The area south of Dewey Boulevard is known as Laguna Honda or the Forest Hill Extension. The name Laguna Honda means "deep lagoon" in Spanish and presumably refers to the Laguna Honda Reservoir at the intersection of Laguna Honda Boulevard and Clarendon Avenue.

==History==
The property for Forest Hill was purchased by a private firm, the Newell-Murdoch Company, from the heirs of Adolph Sutro. Development of the neighborhood began in 1912. Like other "residence parks" in San Francisco, Forest Hill was intended as a racially exclusive, white-only enclave for economic elites. Advertisements emphasized the deed restrictions that disallowed apartment buildings and other multi-family homes and ownership by racial minorities. Deed restrictions were in place in Forest Hills until at least the 1930s, and the residence parks remained racially homogenous for much of the 20th century.

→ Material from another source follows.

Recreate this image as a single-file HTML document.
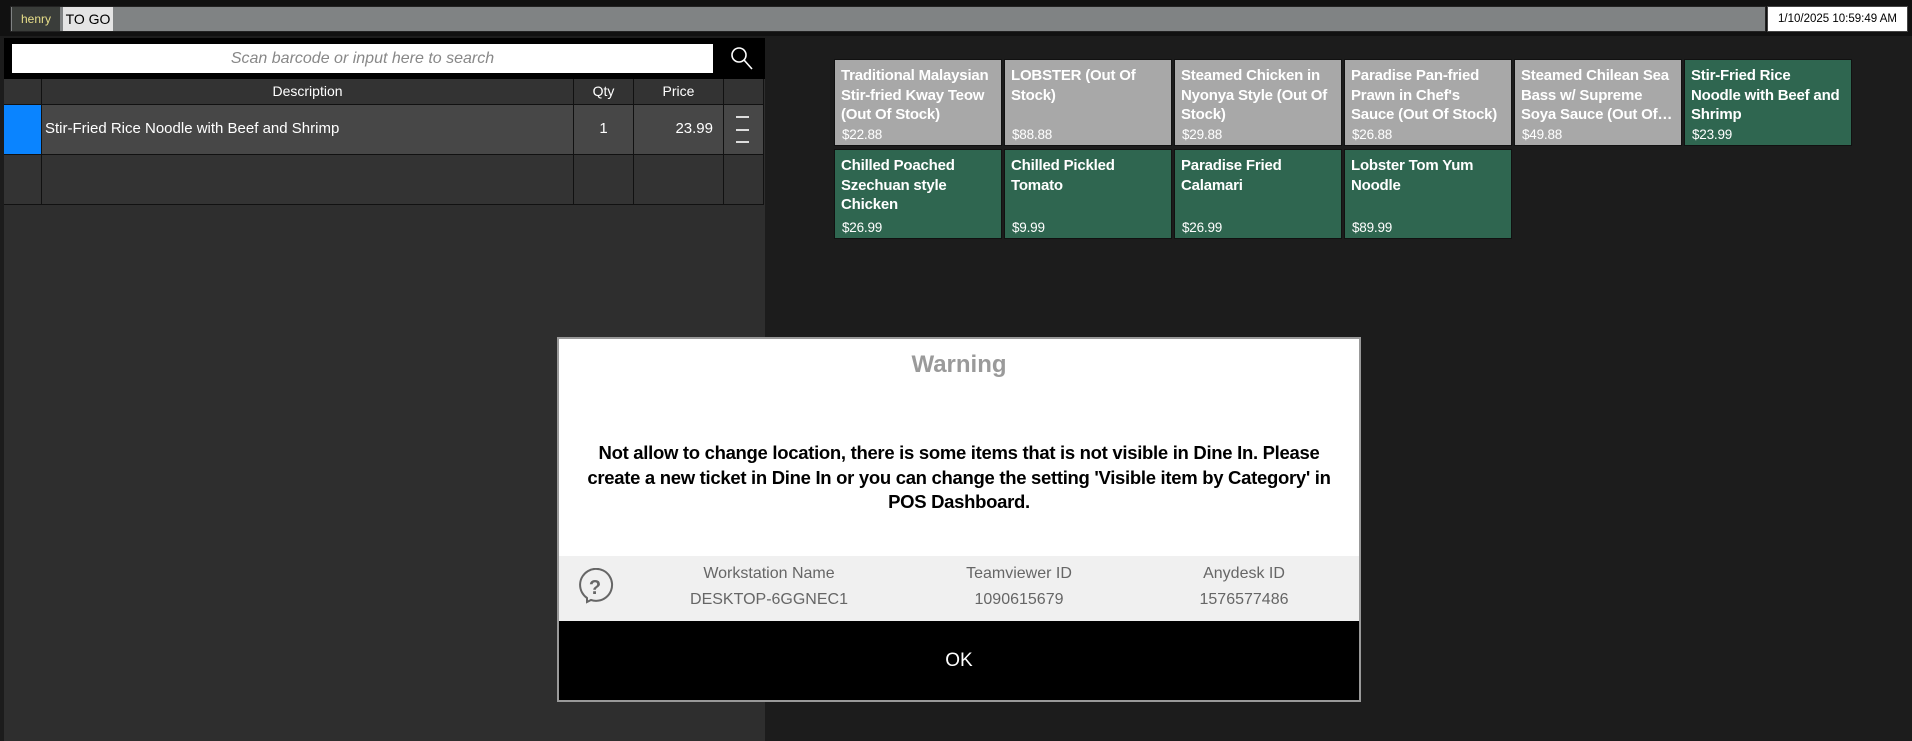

There are restrictions that safeguard the person of taste and refinement who seeks exclusiveness. There are no Mongols, Africans or "shack builders" allowed in Forest Hill. When a man selects a homesite in this tract it is done with the positive assurance that there will be nothing disagreeable to mar the serenity of the most fastidious.
— 1913 newspaper advertisement

The streets in Forest Hill in Forest Hill did not conform to San Francisco's standards regarding width and grade, and therefore were not initially approved nor maintained by the City until 1978. Landscape architect Mark Daniels developed the master plan for Forest Hill. Several homes and the neighborhood clubhouse were designed by California Arts and Crafts Movement architect Bernard Maybeck. Harold G. Stoner also contributed to the architecture of the area, designing several houses as part of projects for Lang Realty.